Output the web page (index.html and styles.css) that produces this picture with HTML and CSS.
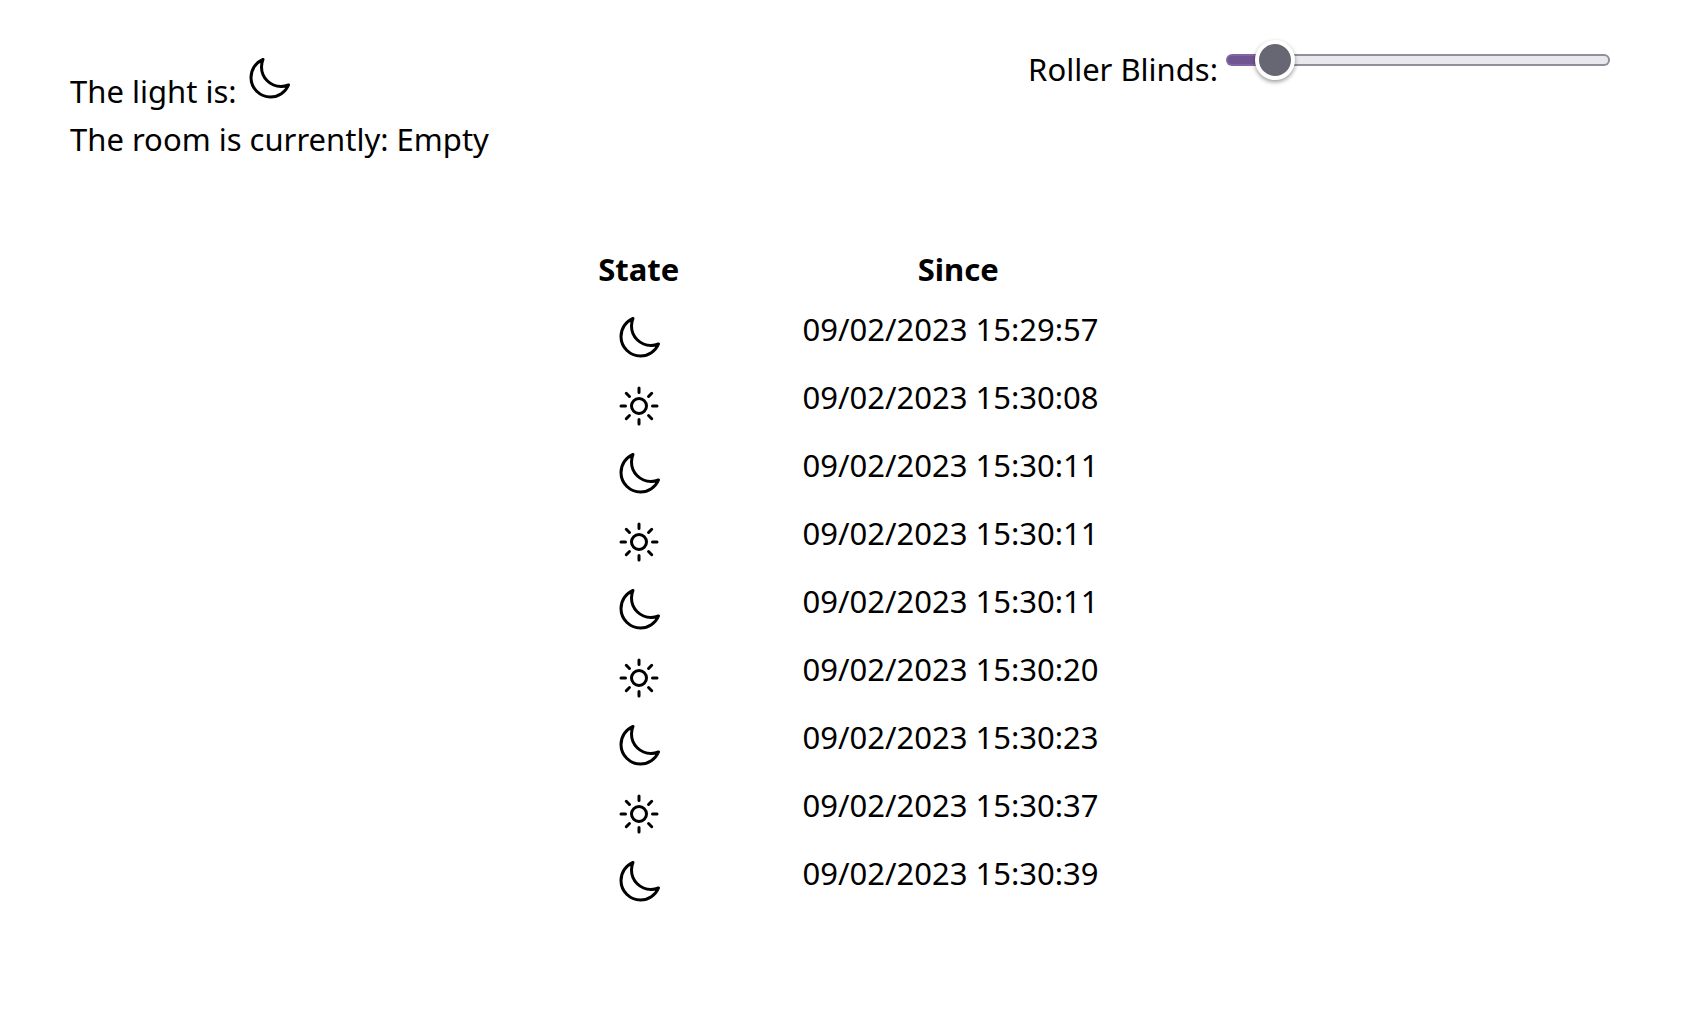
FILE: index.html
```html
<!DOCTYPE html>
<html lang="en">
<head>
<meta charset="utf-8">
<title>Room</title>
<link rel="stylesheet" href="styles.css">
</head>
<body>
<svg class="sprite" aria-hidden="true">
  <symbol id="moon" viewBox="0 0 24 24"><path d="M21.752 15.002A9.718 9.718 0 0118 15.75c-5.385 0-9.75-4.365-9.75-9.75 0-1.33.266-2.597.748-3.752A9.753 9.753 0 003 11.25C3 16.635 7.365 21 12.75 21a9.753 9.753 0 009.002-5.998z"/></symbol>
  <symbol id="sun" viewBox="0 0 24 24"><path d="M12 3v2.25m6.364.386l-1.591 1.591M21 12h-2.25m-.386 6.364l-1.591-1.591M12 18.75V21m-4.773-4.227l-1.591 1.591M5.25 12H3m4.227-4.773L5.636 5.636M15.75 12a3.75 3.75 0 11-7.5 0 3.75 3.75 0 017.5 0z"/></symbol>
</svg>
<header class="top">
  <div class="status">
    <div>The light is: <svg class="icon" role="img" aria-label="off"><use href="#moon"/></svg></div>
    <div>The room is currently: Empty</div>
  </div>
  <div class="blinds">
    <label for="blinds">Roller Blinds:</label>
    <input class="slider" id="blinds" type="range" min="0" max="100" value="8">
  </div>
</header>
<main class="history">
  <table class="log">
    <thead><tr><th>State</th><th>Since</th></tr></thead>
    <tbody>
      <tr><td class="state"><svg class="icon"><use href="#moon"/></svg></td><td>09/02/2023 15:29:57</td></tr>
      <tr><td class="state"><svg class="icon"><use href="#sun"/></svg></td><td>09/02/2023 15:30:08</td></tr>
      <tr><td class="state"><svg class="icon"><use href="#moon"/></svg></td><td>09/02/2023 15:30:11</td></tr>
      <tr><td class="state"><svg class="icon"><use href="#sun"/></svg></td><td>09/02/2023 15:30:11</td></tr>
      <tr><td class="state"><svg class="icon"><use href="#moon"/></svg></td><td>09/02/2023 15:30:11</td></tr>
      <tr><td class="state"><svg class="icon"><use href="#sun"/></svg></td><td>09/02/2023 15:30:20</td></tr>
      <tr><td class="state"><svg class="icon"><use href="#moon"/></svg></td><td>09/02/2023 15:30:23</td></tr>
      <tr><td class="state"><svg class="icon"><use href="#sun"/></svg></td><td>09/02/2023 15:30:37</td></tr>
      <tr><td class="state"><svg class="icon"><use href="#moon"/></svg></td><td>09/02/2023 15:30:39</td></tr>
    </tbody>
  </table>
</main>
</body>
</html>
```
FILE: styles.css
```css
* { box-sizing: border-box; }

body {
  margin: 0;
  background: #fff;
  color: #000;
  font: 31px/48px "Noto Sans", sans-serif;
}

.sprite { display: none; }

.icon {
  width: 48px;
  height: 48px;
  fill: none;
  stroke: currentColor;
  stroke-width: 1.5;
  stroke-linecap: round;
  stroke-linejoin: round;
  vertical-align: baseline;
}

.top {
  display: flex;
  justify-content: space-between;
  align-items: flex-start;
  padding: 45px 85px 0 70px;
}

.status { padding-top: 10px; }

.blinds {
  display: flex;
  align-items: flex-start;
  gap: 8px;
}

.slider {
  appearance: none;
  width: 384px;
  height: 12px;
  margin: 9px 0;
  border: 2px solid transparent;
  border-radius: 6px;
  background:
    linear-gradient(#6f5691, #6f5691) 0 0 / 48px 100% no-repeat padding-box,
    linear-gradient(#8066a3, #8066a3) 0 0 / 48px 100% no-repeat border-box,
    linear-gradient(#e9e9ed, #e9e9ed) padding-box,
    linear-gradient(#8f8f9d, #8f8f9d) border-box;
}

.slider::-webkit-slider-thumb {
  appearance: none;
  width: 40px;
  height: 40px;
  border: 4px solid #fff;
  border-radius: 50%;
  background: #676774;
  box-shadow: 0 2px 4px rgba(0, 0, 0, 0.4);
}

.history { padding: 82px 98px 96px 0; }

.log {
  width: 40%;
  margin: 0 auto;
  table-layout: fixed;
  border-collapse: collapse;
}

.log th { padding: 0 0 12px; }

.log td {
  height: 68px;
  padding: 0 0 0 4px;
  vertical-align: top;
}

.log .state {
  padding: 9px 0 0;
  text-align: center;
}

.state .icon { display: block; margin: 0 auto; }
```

DO THIS:
Reproduce the listing above exactly, excluding all pictures.

WRITTEN RESPONSE:
Output the web page (index.html and styles.css) that produces this picture with HTML and CSS.
FILE: index.html
```html
<!DOCTYPE html>
<html lang="en">
<head>
<meta charset="utf-8">
<title>Room</title>
<link rel="stylesheet" href="styles.css">
</head>
<body>
<svg class="sprite" aria-hidden="true">
  <symbol id="moon" viewBox="0 0 24 24"><path d="M21.752 15.002A9.718 9.718 0 0118 15.75c-5.385 0-9.75-4.365-9.75-9.75 0-1.33.266-2.597.748-3.752A9.753 9.753 0 003 11.25C3 16.635 7.365 21 12.75 21a9.753 9.753 0 009.002-5.998z"/></symbol>
  <symbol id="sun" viewBox="0 0 24 24"><path d="M12 3v2.25m6.364.386l-1.591 1.591M21 12h-2.25m-.386 6.364l-1.591-1.591M12 18.75V21m-4.773-4.227l-1.591 1.591M5.25 12H3m4.227-4.773L5.636 5.636M15.75 12a3.75 3.75 0 11-7.5 0 3.75 3.75 0 017.5 0z"/></symbol>
</svg>
<header class="top">
  <div class="status">
    <div>The light is: <svg class="icon" role="img" aria-label="off"><use href="#moon"/></svg></div>
    <div>The room is currently: Empty</div>
  </div>
  <div class="blinds">
    <label for="blinds">Roller Blinds:</label>
    <input class="slider" id="blinds" type="range" min="0" max="100" value="8">
  </div>
</header>
<main class="history">
  <table class="log">
    <thead><tr><th>State</th><th>Since</th></tr></thead>
    <tbody>
      <tr><td class="state"><svg class="icon"><use href="#moon"/></svg></td><td>09/02/2023 15:29:57</td></tr>
      <tr><td class="state"><svg class="icon"><use href="#sun"/></svg></td><td>09/02/2023 15:30:08</td></tr>
      <tr><td class="state"><svg class="icon"><use href="#moon"/></svg></td><td>09/02/2023 15:30:11</td></tr>
      <tr><td class="state"><svg class="icon"><use href="#sun"/></svg></td><td>09/02/2023 15:30:11</td></tr>
      <tr><td class="state"><svg class="icon"><use href="#moon"/></svg></td><td>09/02/2023 15:30:11</td></tr>
      <tr><td class="state"><svg class="icon"><use href="#sun"/></svg></td><td>09/02/2023 15:30:20</td></tr>
      <tr><td class="state"><svg class="icon"><use href="#moon"/></svg></td><td>09/02/2023 15:30:23</td></tr>
      <tr><td class="state"><svg class="icon"><use href="#sun"/></svg></td><td>09/02/2023 15:30:37</td></tr>
      <tr><td class="state"><svg class="icon"><use href="#moon"/></svg></td><td>09/02/2023 15:30:39</td></tr>
    </tbody>
  </table>
</main>
</body>
</html>
```
FILE: styles.css
```css
* { box-sizing: border-box; }

body {
  margin: 0;
  background: #fff;
  color: #000;
  font: 31px/48px "Noto Sans", sans-serif;
}

.sprite { display: none; }

.icon {
  width: 48px;
  height: 48px;
  fill: none;
  stroke: currentColor;
  stroke-width: 1.5;
  stroke-linecap: round;
  stroke-linejoin: round;
  vertical-align: baseline;
}

.top {
  display: flex;
  justify-content: space-between;
  align-items: flex-start;
  padding: 45px 85px 0 70px;
}

.status { padding-top: 10px; }

.blinds {
  display: flex;
  align-items: flex-start;
  gap: 8px;
}

.slider {
  appearance: none;
  width: 384px;
  height: 12px;
  margin: 9px 0;
  border: 2px solid transparent;
  border-radius: 6px;
  background:
    linear-gradient(#6f5691, #6f5691) 0 0 / 48px 100% no-repeat padding-box,
    linear-gradient(#8066a3, #8066a3) 0 0 / 48px 100% no-repeat border-box,
    linear-gradient(#e9e9ed, #e9e9ed) padding-box,
    linear-gradient(#8f8f9d, #8f8f9d) border-box;
}

.slider::-webkit-slider-thumb {
  appearance: none;
  width: 40px;
  height: 40px;
  border: 4px solid #fff;
  border-radius: 50%;
  background: #676774;
  box-shadow: 0 2px 4px rgba(0, 0, 0, 0.4);
}

.history { padding: 82px 98px 96px 0; }

.log {
  width: 40%;
  margin: 0 auto;
  table-layout: fixed;
  border-collapse: collapse;
}

.log th { padding: 0 0 12px; }

.log td {
  height: 68px;
  padding: 0 0 0 4px;
  vertical-align: top;
}

.log .state {
  padding: 9px 0 0;
  text-align: center;
}

.state .icon { display: block; margin: 0 auto; }
```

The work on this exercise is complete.